The bill trades lower operating costs and clearer crew-landing rules for cruise operators and some predictability at the border against risks to U.S. maritime jobs, domestic industry strength, and potential gaps in safety/oversight and crew protections.
Passengers and cruise operators on large ships (800+ berths) benefit because operators can use a broader pool of vessels/crews on U.S. coastwise routes, lowering operator labor and compliance costs and potentially enabling more sailings, expanded itineraries, or lower fares for travelers.
Passengers, maritime workers, and coastal communities retain U.S. safety, labor, and environmental protections for vessels carrying passengers between U.S. ports, preserving domestic statutory oversight and enforcement.
Immigration officers and crewmen gain clearer rules for landings because officers are expressly authorized to admit crew tied to visa validity, providing more predictable authorized landing periods and reducing some legal ambiguity at the border.
U.S. maritime workers, shipyards, and local economies risk job losses and reduced economic activity because allowing foreign-flag or foreign-crewed large vessels for domestic routes can displace U.S.-flag employment, maintenance, and supply-chain work and reduce related tax revenue.
Allowing foreign-flag or foreign-crewed vessels on domestic routes could weaken U.S. maritime industry capacity and reduce the effectiveness of U.S. oversight tied to crewing rules, raising national-security and regulatory-resilience risks.
Passengers may face weaker consumer protections and safety oversight if foreign‑flag ships operating domestically are not subject to the same U.S. statutory standards or enforcement mechanisms.
Based on analysis of 4 sections of legislative text.
Exempts passenger vessels with 800+ berths from certain coastwise, citizenship, and Navy Reserve crewing rules and revises crew temporary-landing/visa authorization.

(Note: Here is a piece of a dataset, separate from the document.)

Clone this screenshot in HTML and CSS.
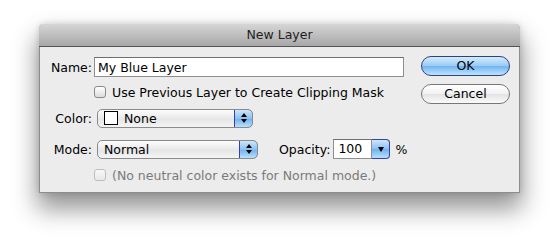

Introduced July 30, 2025 by Mike Lee · Last progress July 30, 2025
Exempts large passenger vessels (those with 800 or more passenger berths) from specified domestic-coastwise (Jones Act), U.S.-citizenship, and Navy Reserve crewing requirements, and changes how foreign crew members’ temporary shore leave is authorized and timed. It also clarifies that the exemptions do not broadly remove other U.S. legal requirements for voyages between U.S. ports unless explicitly stated.